What's Advertising Content Worth? Evidence from a Consumer Credit Marketing Field Experiment

This brief summarizes what's advertising content worth? Evidence from a consumer credit marketing field experiment in South Africa. The bank offered loans with repayment periods ranging from 4 to 18 months. Deadlines for response were randomly allocated from 2 weeks to 6 weeks. Firms spend billions of dollars developing advertising content, yet there is little field evidence on how much or how it affects demand. The author analyze a direct mail field experiment in South Africa implemented by a consumer lender that randomized advertising content, loan price, and loan offer deadlines simultaneously. The author fined that advertising content significantly affects demand.

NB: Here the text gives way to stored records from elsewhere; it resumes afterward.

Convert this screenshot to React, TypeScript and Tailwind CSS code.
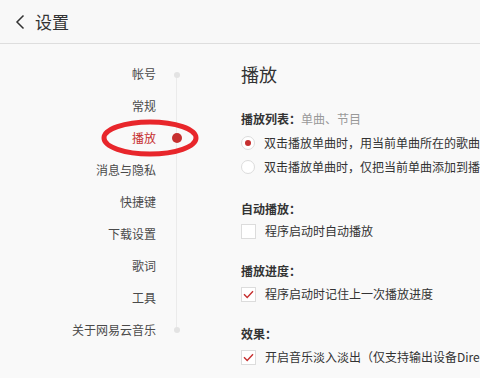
import React from 'react';

const font = { fontFamily: '"Noto Sans CJK SC", "Noto Sans", sans-serif' };

const navItems = ['帐号', '常规', '播放', '消息与隐私', '快捷键', '下载设置', '歌词', '工具', '关于网易云音乐'];

const Radio = ({ checked }: { checked?: boolean }) => (
  <span className="flex h-[14px] w-[14px] shrink-0 items-center justify-center rounded-full border border-[#dcdcdc] bg-white">
    {checked && <span className="h-[6px] w-[6px] rounded-full bg-[#c62f2f]" />}
  </span>
);

const Check = ({ checked }: { checked?: boolean }) => (
  <span className="flex h-[15px] w-[15px] shrink-0 items-center justify-center border border-[#dcdcdc] bg-white">
    {checked && (
      <svg width="11" height="9" viewBox="0 0 11 9" fill="none">
        <path d="M1 4.2 L4.2 7.5 L10 1.2" stroke="#c62f2f" strokeWidth="1.4" />
      </svg>
    )}
  </span>
);

const Row = ({ control, children }: { control: React.ReactNode; children: React.ReactNode }) => (
  <div className="flex h-[24px] items-center gap-[9px] whitespace-nowrap text-[12px] text-[#333]">
    {control}
    <span>{children}</span>
  </div>
);

const Label = ({ children }: { children: React.ReactNode }) => (
  <div className="h-[20px] text-[12px] font-bold leading-[20px] text-[#333]">{children}</div>
);

export default function App() {
  return (
    <div className="h-[378px] w-[480px] overflow-hidden bg-[#f9f9f9]" style={font}>
      <header className="flex h-[44px] items-center border-b border-[#dedede] bg-[#f8f8f8] pl-[15px]">
        <svg width="10" height="16" viewBox="0 0 10 16" fill="none">
          <path d="M8.5 1.5 L2 8 L8.5 14.5" stroke="#333" strokeWidth="1.5" />
        </svg>
        <span className="ml-[10px] text-[17px] text-[#333]">设置</span>
      </header>

      <div className="flex">
        <div className="relative w-[200px] shrink-0 pt-[14px]">
          {navItems.map((item) => (
            <div
              key={item}
              className={`flex h-[32px] w-[156px] items-center justify-end text-[12px] ${
                item === '播放' ? 'text-[#c62f2f]' : 'text-[#4a4a4a]'
              }`}
            >
              {item}
            </div>
          ))}
          <div className="absolute left-[176px] top-[31px] h-[255px] w-px bg-[#ebebeb]" />
          <div className="absolute left-[174px] top-[28px] h-[6px] w-[6px] rounded-full bg-[#e3e3e3]" />
          <div className="absolute left-[174px] top-[283px] h-[6px] w-[6px] rounded-full bg-[#e3e3e3]" />
          <div className="absolute left-[172px] top-[89px] h-[10px] w-[10px] rounded-full bg-[#c62f2f]" />
          <svg className="absolute left-[100px] top-[74px]" width="102" height="40" viewBox="0 0 102 40" fill="none">
            <ellipse cx="50" cy="20" rx="46" ry="16" stroke="#e8262b" strokeWidth="5" />
          </svg>
        </div>

        <div className="ml-[41px] min-w-0 flex-1 overflow-hidden">
          <h1 className="mt-[16px] h-[28px] text-[18px] leading-[28px] text-[#333]">播放</h1>

          <div className="mt-[21px]">
            <Label>
              播放列表：<span className="font-normal text-[#999]">单曲、节目</span>
            </Label>
            <div className="mt-[2px]">
              <Row control={<Radio checked />}>双击播放单曲时，用当前单曲所在的歌曲</Row>
              <Row control={<Radio />}>双击播放单曲时，仅把当前单曲添加到播</Row>
            </div>
          </div>

          <div className="mt-[20px]">
            <Label>自动播放：</Label>
            <Row control={<Check />}>程序启动时自动播放</Row>
          </div>

          <div className="mt-[18px]">
            <Label>播放进度：</Label>
            <div className="mt-px">
              <Row control={<Check checked />}>程序启动时记住上一次播放进度</Row>
            </div>
          </div>

          <div className="mt-[18px]">
            <Label>效果：</Label>
            <div className="mt-px">
              <Row control={<Check checked />}>开启音乐淡入淡出（仅支持输出设备Dire</Row>
            </div>
          </div>
        </div>
      </div>
    </div>
  );
}
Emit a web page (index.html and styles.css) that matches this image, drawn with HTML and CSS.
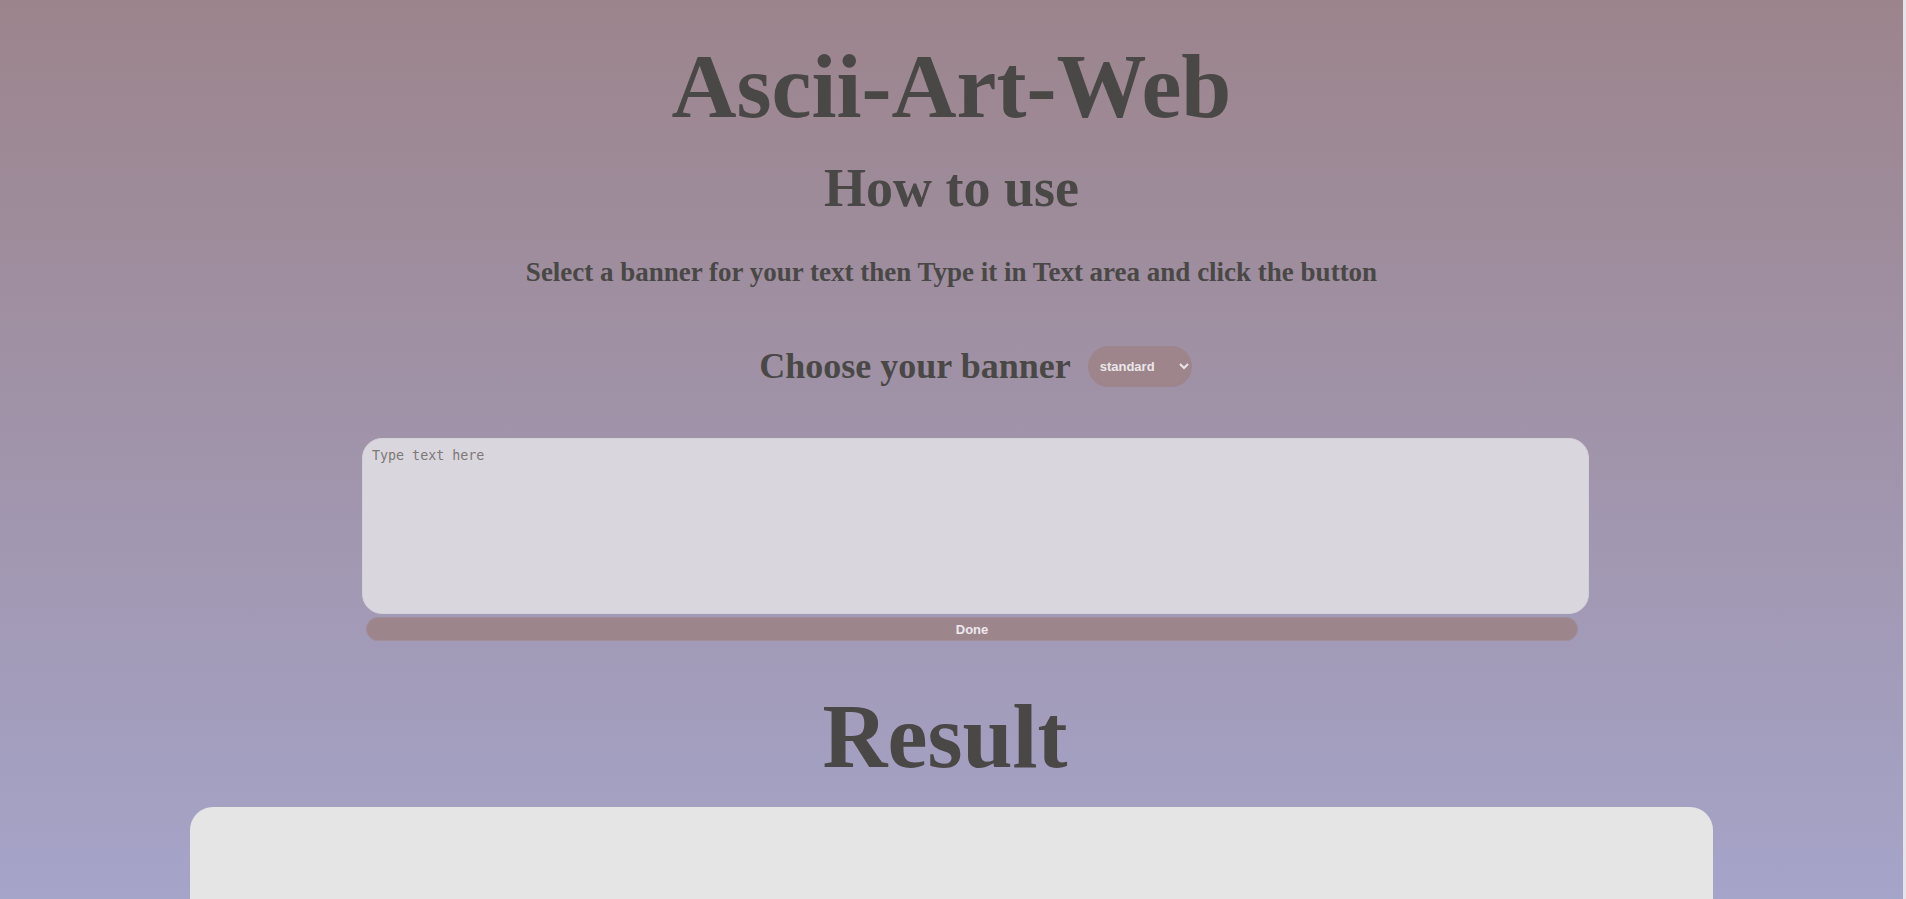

Although it was difficult to predict ex ante which specific advertising features will matter most in this context, the features that do matter have large effects. Showing fewer example loans, not suggesting a particular use for the loan, or including a photo of an attractive woman increases loan demand by about as much as a 25 percent reduction in the interest rate. The evidence also suggests that advertising content persuades by appealing 'peripherally' to intuition rather than reason. Although the advertising content effects point to an important role for persuasion and related psychology, our deadline results do not support the psychological prediction that shorter deadlines may help overcome time-management problems; instead, demand strongly increases with longer deadlines.